- [What the task asks]: Show each line from the listing that includes the word "components".

- [Dataset extract]:
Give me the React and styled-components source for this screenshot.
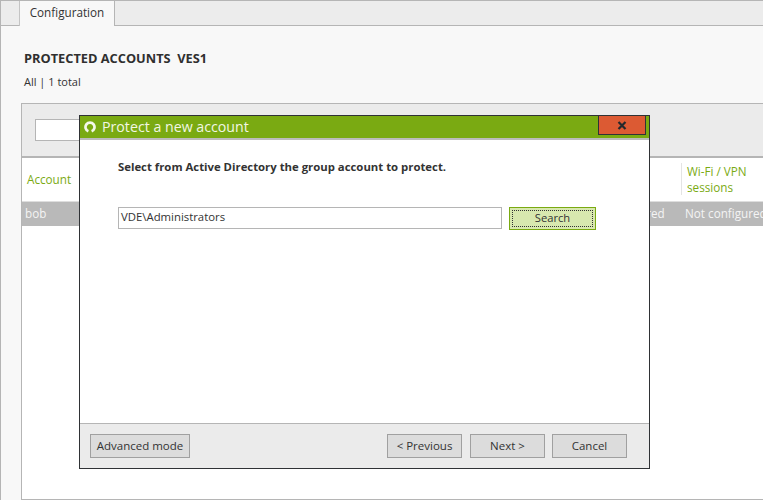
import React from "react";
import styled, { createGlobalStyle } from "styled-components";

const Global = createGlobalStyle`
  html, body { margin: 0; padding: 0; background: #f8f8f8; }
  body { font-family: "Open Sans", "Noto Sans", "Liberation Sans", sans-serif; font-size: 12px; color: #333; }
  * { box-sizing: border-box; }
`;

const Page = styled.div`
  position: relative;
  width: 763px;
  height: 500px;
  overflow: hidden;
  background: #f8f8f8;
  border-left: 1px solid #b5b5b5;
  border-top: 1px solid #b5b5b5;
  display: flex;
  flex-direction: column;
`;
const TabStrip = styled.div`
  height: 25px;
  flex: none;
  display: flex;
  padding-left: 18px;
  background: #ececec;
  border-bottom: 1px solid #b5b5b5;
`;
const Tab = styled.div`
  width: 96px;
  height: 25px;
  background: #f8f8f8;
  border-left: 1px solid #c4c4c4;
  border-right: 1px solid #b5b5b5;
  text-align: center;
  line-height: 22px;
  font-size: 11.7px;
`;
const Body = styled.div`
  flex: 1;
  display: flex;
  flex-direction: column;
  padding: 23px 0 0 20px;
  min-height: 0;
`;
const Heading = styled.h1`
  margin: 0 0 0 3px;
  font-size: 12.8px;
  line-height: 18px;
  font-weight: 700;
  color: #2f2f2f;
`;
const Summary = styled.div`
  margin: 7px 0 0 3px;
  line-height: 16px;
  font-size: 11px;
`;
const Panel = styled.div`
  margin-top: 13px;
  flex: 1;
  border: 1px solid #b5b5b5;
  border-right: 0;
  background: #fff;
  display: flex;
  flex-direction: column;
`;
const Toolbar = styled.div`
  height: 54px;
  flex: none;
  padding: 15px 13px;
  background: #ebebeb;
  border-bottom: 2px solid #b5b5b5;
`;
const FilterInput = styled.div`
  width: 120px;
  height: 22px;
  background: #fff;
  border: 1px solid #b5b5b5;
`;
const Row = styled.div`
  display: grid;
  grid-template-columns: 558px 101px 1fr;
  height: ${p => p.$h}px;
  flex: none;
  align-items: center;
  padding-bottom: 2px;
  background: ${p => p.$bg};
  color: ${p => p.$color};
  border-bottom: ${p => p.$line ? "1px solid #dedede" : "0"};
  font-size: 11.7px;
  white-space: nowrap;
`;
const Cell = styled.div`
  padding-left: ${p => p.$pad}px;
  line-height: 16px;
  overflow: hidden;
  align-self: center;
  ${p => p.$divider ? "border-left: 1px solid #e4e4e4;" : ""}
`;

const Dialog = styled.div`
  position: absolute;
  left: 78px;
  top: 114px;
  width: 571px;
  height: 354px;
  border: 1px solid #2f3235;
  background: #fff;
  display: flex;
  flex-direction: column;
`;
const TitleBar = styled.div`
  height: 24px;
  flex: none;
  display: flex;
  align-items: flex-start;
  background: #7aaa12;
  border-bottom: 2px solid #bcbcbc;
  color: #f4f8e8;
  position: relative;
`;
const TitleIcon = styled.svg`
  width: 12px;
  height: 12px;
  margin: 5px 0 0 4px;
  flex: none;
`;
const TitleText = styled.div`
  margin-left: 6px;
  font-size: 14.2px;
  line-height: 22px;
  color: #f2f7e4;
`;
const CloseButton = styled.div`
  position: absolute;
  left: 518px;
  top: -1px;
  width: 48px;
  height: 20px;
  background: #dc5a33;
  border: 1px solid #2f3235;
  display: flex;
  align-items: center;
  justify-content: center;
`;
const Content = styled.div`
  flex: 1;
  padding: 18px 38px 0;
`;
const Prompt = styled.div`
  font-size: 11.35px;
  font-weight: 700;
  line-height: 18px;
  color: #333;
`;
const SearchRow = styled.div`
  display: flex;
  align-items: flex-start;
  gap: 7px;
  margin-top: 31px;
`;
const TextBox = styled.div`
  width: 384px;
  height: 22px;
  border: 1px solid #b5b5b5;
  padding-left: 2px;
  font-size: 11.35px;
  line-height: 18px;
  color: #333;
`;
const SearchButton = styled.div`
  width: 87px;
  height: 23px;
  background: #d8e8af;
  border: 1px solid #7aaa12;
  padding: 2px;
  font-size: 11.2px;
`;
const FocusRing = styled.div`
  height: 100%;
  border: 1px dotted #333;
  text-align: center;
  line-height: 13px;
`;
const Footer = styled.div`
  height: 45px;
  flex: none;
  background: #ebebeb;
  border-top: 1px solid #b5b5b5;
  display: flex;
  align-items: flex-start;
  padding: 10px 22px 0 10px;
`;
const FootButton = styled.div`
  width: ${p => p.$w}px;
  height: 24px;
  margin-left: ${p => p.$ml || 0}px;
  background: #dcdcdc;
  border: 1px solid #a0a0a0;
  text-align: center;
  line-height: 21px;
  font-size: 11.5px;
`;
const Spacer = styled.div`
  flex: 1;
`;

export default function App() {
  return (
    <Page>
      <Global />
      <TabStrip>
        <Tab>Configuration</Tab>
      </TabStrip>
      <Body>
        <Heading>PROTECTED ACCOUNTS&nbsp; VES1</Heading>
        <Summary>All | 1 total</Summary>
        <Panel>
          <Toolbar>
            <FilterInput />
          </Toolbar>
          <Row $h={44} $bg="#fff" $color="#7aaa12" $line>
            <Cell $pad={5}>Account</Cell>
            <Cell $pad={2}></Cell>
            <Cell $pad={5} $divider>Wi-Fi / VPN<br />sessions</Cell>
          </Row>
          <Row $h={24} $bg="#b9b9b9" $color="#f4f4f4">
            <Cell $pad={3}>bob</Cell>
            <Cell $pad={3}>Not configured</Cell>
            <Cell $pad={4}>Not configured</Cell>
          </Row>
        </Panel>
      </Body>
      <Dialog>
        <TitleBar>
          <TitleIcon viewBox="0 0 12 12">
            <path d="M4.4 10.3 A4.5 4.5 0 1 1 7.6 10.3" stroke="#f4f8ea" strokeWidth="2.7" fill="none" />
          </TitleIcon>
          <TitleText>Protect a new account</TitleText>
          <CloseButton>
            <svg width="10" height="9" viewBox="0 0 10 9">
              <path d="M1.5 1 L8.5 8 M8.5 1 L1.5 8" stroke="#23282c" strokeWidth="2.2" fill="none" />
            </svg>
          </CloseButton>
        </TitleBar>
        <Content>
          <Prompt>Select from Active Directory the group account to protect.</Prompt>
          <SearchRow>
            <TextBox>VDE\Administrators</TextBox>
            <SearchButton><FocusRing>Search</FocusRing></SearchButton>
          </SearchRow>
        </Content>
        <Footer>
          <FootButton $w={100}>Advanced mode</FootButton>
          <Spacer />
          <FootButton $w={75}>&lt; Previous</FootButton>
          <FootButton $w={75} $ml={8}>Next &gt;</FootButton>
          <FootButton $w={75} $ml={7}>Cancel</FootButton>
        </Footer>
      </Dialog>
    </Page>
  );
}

- [Result]:
Give me the React and styled-components source for this screenshot.
import styled, { createGlobalStyle } from "styled-components";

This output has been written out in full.